Avec Le Poème de l’extase, on entre dans l’univers mystico-théosophique et dans l’accès au divin qui n’ont cessé de hanter les dernières années de Scriabine. Profondément voluptueuse et opulente, cette page d’un peu plus de vingt minutes demande un effectif considérablement élargi en plus des cordes : flûtes, hautbois, clarinettes, bassons par quatre, huit cors, cinq trompettes, trois trombones, un tuba, deux harpes, un célesta et un orgue, avec les timbales et une cloche. La tendance est apocalyptique et le résultat, spectaculaire. On se souvient de Mravinski brûlant de mille feux à Leningrad, de Maazel au geste pointu à Cleveland, de Gergiev, sulfureux au Kirov, ou de Boulez à Chicago, diaboliquement analytique. On peut y ajouter Ashkenazy avec le RSO Berlin, qui atteignait une rayonnante transcendance. Chez Kitaenko à Cologne, le choix du grandiose est prioritaire pour cette page dévastatrice, commencée en 1904 et achevée en 1907. Scriabine a écrit à cette occasion un poème intitulé Le Poème de l’extase, rédigé en russe, mais traduit en français par un ami lors d’un séjour du compositeur à Bruxelles. Sa lecture dans l’ouvrage de Kelkel mentionné ci-avant permet un accès judicieux à la rhétorique intérieure de Scriabine. Les considérations métaphysiques sous-jacentes, auxquelles se mêlent de savantes combinaisons liées à des méthodes chiffrées, sont traduites en un langage musical qui tient compte des apports wagnériens ou straussiens, mais aussi de lueurs debussystes en termes de couleurs. 

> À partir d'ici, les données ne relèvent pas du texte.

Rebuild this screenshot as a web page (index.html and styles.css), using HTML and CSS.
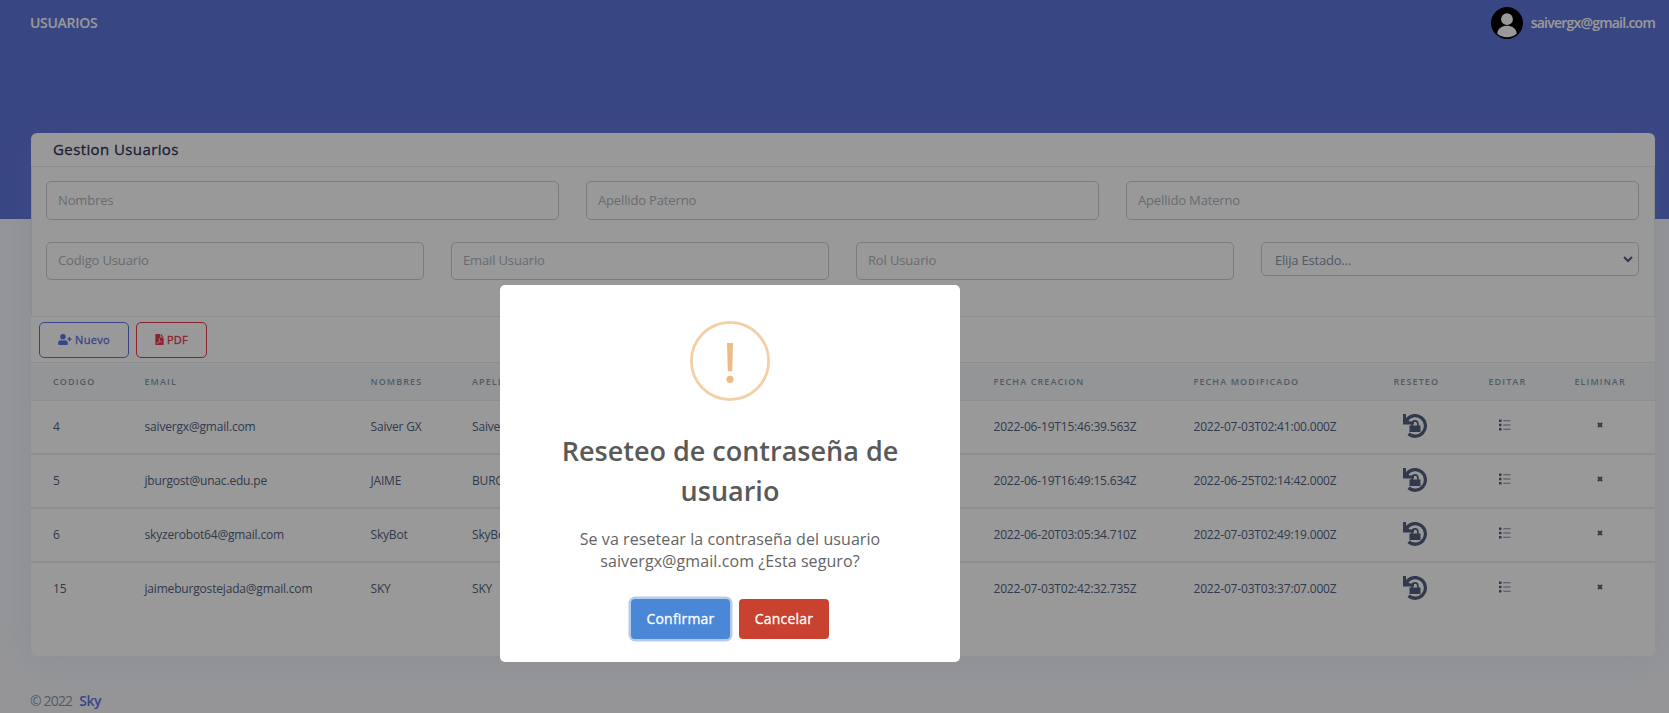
FILE: index.html
```html
<!DOCTYPE html>
<html lang="es">
<head>
<meta charset="utf-8">
<title>Usuarios</title>
<link rel="stylesheet" href="styles.css">
</head>
<body>
<svg class="defs" aria-hidden="true">
  <symbol id="reset" viewBox="0 0 24 24">
    <path d="M0 0h3v4A12 12 0 1 1 4.500 21.300l2-2.800A8.700 8.700 0 1 0 5.500 6.200L6.600 7.400H11V10.600H0z"/>
    <path d="M7 11.500h1.300V9.800a3.700 3.700 0 0 1 7.400 0v1.700H17.500V18H6.500V11.500zm3 0h4V9.800a2 2 0 0 0-4 0z"/>
  </symbol>
  <symbol id="list" viewBox="0 0 12 12">
    <path d="M0 .5h2.500v2.500H0zM0 4.700h2.500v2.500H0zM0 9h2.500v2.500H0z"/>
    <path d="M4.200 1.200H11.500v1H4.200zM4.200 5.400H11.500v1H4.200zM4.200 9.700H11.500v1H4.200z" opacity=".75"/>
  </symbol>
  <symbol id="cross" viewBox="0 0 6 6"><path d="M1 1l4 4M5 1l-4 4" stroke="currentColor" stroke-width="2"/></symbol>
</svg>
<header class="hero">
  <nav class="topbar">
    <span class="brand">USUARIOS</span>
    <div class="account">
      <svg class="avatar" viewBox="0 0 32 32"><circle cx="16" cy="16" r="16" fill="#000"/><circle cx="16" cy="12.200" r="5.900" fill="#fff"/><path d="M6.200 26.500C7 16 25 16 25.800 26.500C21 31.600 11 31.600 6.200 26.500z" fill="#fff"/></svg>
      <span class="account-name">saivergx@gmail.com</span>
    </div>
  </nav>
</header>
<main class="card">
  <h3 class="card-title">Gestion Usuarios</h3>
  <form class="filters">
    <div class="row three">
      <input class="field" placeholder="Nombres">
      <input class="field" placeholder="Apellido Paterno">
      <input class="field" placeholder="Apellido Materno">
    </div>
    <div class="row four">
      <input class="field short" placeholder="Codigo Usuario">
      <input class="field short" placeholder="Email Usuario">
      <input class="field short" placeholder="Rol Usuario">
      <div class="select"><span>Elija Estado...</span><svg width="10" height="7" viewBox="0 0 10 7"><path d="M1 1l4 4 4-4" fill="none" stroke="#525f7f" stroke-width="2"/></svg></div>
    </div>
  </form>
  <div class="actions">
    <button class="btn new"><svg width="14" height="11" viewBox="0 0 640 512"><path fill="currentColor" d="M224 256A128 128 0 1 0 224 0a128 128 0 0 0 0 256zm90 32h-17a174 174 0 0 1-146 0h-17A134 134 0 0 0 0 422v42a48 48 0 0 0 48 48h352a48 48 0 0 0 48-48v-42a134 134 0 0 0-134-134zM624 208h-64v-64h-64v64h-64v64h64v64h64v-64h64z"/></svg><span>Nuevo</span></button>
    <button class="btn pdf"><svg width="9" height="11" viewBox="0 0 384 512"><path fill="currentColor" fill-rule="evenodd" d="M24 0h200v136q0 24 24 24h136v328q0 24-24 24H24q-24 0-24-24V24Q0 0 24 0zM256 0l128 128H256zM178 190c-24 0-24 50-3 98-12 36-28 70-44 98-48 20-67 46-57 60 18 23 49-8 76-54 27-9 55-17 82-20 44 24 75 16 75-3 0-18-28-25-70-20-19-12-33-29-43-55 8-45 8-104-16-104zm10 130c9 15 20 27 31 36l-48 12z"/></svg><span>PDF</span></button>
  </div>
  <table class="users">
    <colgroup><col class="c-code"><col class="c-email"><col class="c-name"><col class="c-last"><col class="c-date"><col class="c-date"><col class="c-reset"><col class="c-edit"><col></colgroup>
    <thead><tr><th>CODIGO</th><th>EMAIL</th><th>NOMBRES</th><th>APELLIDOS</th><th>FECHA CREACION</th><th>FECHA MODIFICADO</th><th>RESETEO</th><th>EDITAR</th><th>ELIMINAR</th></tr></thead>
    <tbody>
      <tr><td>4</td><td>saivergx@gmail.com</td><td>Saiver GX</td><td>Saiver</td><td class="date">2022-06-19T15:46:39.563Z</td><td class="date">2022-07-03T02:41:00.000Z</td><td><svg class="i-reset"><use href="#reset"/></svg></td><td><svg class="i-list"><use href="#list"/></svg></td><td><svg class="i-cross"><use href="#cross"/></svg></td></tr>
      <tr><td>5</td><td>jburgost@unac.edu.pe</td><td>JAIME</td><td>BURGOS</td><td class="date">2022-06-19T16:49:15.634Z</td><td class="date">2022-06-25T02:14:42.000Z</td><td><svg class="i-reset"><use href="#reset"/></svg></td><td><svg class="i-list"><use href="#list"/></svg></td><td><svg class="i-cross"><use href="#cross"/></svg></td></tr>
      <tr><td>6</td><td>skyzerobot64@gmail.com</td><td>SkyBot</td><td>SkyBot</td><td class="date">2022-06-20T03:05:34.710Z</td><td class="date">2022-07-03T02:49:19.000Z</td><td><svg class="i-reset"><use href="#reset"/></svg></td><td><svg class="i-list"><use href="#list"/></svg></td><td><svg class="i-cross"><use href="#cross"/></svg></td></tr>
      <tr><td>15</td><td>jaimeburgostejada@gmail.com</td><td>SKY</td><td>SKY</td><td class="date">2022-07-03T02:42:32.735Z</td><td class="date">2022-07-03T03:37:07.000Z</td><td><svg class="i-reset"><use href="#reset"/></svg></td><td><svg class="i-list"><use href="#list"/></svg></td><td><svg class="i-cross"><use href="#cross"/></svg></td></tr>
    </tbody>
  </table>
</main>
<footer class="footer"><span class="copy">© 2022</span><a class="footer-link">Sky</a></footer>
<div class="overlay">
  <div class="modal" role="dialog">
    <svg class="warn" viewBox="0 0 80 80"><circle cx="40" cy="40" r="38.600" fill="none" stroke="#f3cfa6" stroke-width="2.800"/><path d="M37 22h6l-.8 28.300h-4.400z" fill="#efba83"/><circle cx="40" cy="58.300" r="3.600" fill="#efba83"/></svg>
    <h2 class="modal-title">Reseteo de contraseña de<br>usuario</h2>
    <p class="modal-text">Se va resetear la contraseña del usuario<br>saivergx@gmail.com ¿Esta seguro?</p>
    <div class="modal-actions"><button class="mbtn confirm">Confirmar</button><button class="mbtn cancel">Cancelar</button></div>
  </div>
</div>
</body>
</html>
```

FILE: styles.css
```css
* { box-sizing: border-box; }
body { margin: 0; height: 713px; overflow: hidden; background: #f8f9fe; color: #525f7f; font-family: "Open Sans", sans-serif; }
.defs { position: absolute; width: 0; height: 0; }
.hero { height: 219px; background: #6076dd; }
.topbar { height: 46px; padding: 0 14px 0 30px; display: flex; align-items: center; justify-content: space-between; color: #fff; font-size: 14px; font-weight: 600; }
.brand { letter-spacing: -.3px; padding-bottom: 2px; }
.account { display: flex; align-items: center; gap: 8px; }
.avatar { width: 32px; height: 32px; }
.account-name { letter-spacing: -.77px; padding-bottom: 1px; }

.card { position: relative; margin: -86px 14px 0 30.5px; height: 523px; background: #fff; border-radius: 6px; box-shadow: 0 0 32px rgba(136,152,170,.15); }
.card-title { margin: 0; height: 33px; padding: 0 22.5px; line-height: 33px; font-size: 15px; font-weight: 400; letter-spacing: .4px; -webkit-text-stroke: .3px #32325d; color: #32325d; }
.filters { height: 151px; border: 1px solid #e9ecef; padding: 14px 15px 0 14.5px; display: flex; flex-direction: column; gap: 22px; }
.row { display: grid; column-gap: 27px; align-items: start; }
.three { grid-template-columns: repeat(3, 1fr); }
.four { grid-template-columns: repeat(4, 1fr); }
.field { width: 100%; height: 39px; border: 1px solid #cad1d7; border-radius: 5px; padding: 0 11px 2px; font: 400 13px "Open Sans", sans-serif; letter-spacing: -.15px; background: #fff; }
.field.short { height: 38px; }
.field::placeholder { color: #adb5bd; }
.select { height: 34px; border: 1px solid #cad1d7; border-radius: 5px; padding: 2px 5px 0 13px; display: flex; align-items: center; justify-content: space-between; font-size: 13px; color: #8898aa; }
.select span { letter-spacing: -.2px; }
.select svg { margin-top: -2px; }
.actions { height: 45px; padding: 5px 8.5px 0; display: flex; gap: 7px; }
.btn { height: 36px; border: 1px solid; border-radius: 5px; background: transparent; display: flex; align-items: center; justify-content: center; gap: 3px; padding: 0 0 1px; font: 400 11px "Open Sans", sans-serif; letter-spacing: .3px; -webkit-text-stroke: .3px currentColor; }
.new { width: 90px; color: #5e72e4; }
.pdf { width: 71px; color: #e63950; }

.users { width: 100%; table-layout: fixed; border-collapse: separate; border-spacing: 0; }
.c-code { width: 91.5px; }
.c-email { width: 226px; }
.c-name { width: 101.500px; }
.c-last { width: 521.5px; }
.c-date { width: 200px; }
.c-reset { width: 95px; }
.c-edit { width: 86px; }
.users th { height: 39px; padding: 0 0 0 22.5px; border-top: 1px solid #e9ecef; border-bottom: 1px solid #e9ecef; background: #f6f9fc; color: #8898aa; text-align: left; font-size: 9px; font-weight: 600; letter-spacing: 1.1px; white-space: nowrap; }
.users td { height: 54px; padding: 0 0 2px 22.5px; border-bottom: 2px solid #e9ecef; font-size: 12px; letter-spacing: -.18px; white-space: nowrap; }
.users tr:last-child td { border-bottom-color: transparent; }
.users svg { display: block; fill: #525f7f; color: #525f7f; }
.i-reset { width: 24px; height: 24px; margin-left: 9px; }
.i-list { width: 12px; height: 12px; margin: 0 0 2px 10px; }
.i-cross { width: 6px; height: 6px; margin: 0 0 2px 22px; }
.footer { padding: 34px 30px 0; font-size: 14px; line-height: 22px; color: #8898aa; display: flex; gap: 7px; }
.copy { letter-spacing: -.85px; }
.footer-link { color: #5e72e4; font-weight: 600; letter-spacing: -.5px; }

.overlay { position: fixed; inset: 0; background: rgba(0,0,0,.4); }
.modal { position: absolute; left: 500px; top: 285px; width: 460px; height: 377px; background: #fff; border-radius: 5px; padding-top: 36px; text-align: center; }
.warn { display: block; width: 80px; height: 80px; margin: 0 auto; }
.modal-title { margin: 30px 0 0; font-size: 27px; line-height: 40px; font-weight: 600; color: #595959; }
.modal-text { margin: 17px 0 0; font-size: 16px; line-height: 22px; letter-spacing: .08px; color: #646464; }
.modal-actions { display: flex; justify-content: center; gap: 9px; margin-top: 27px; }
.mbtn { height: 40px; border: 0; border-radius: 4px; padding: 0 0 2px; color: #fff; font: 400 14px "Open Sans", sans-serif; letter-spacing: .2px; -webkit-text-stroke: .3px #fff; }
.confirm { width: 99px; background: #4a87d6; box-shadow: 0 0 0 2.5px #b6cbe7; }
.cancel { width: 90px; background: #c8422f; }
```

L’immense gradation qui mène à la péroraison éclatante du Poème, splendeur sonore et puissance orchestrale à l’appui, est conduite par Kitaenko avec une bouleversante ardeur qui n’exclut ni le mystère ni les débordements et l’excitation. Le rayonnement s’accomplit dans l’incendie paroxystique avec un très bref chœur sans paroles ajouté par Yuri Ahronovitch (1932-2002) -qui a été chef principal au Gürzenich de 1975 à 1986-, faisant ainsi référence à une version originale de Scriabine. Cet hommage par le chœur de la WDR à l’ancien directeur musical donne la sensation d’un univers en suspension qui ne dépare en rien la gigantesque apothéose finale. Enregistré dans une sonorité jubilatoire un an avant la Symphonie n° 2 (novembre 2018 - octobre 2019), ce Poème de l’extase est le grand moment orchestral de ce CD et vient s’inscrire à une place enviable parmi les références de l’œuvre, Svetlanov conservant la plus haute marche du podium.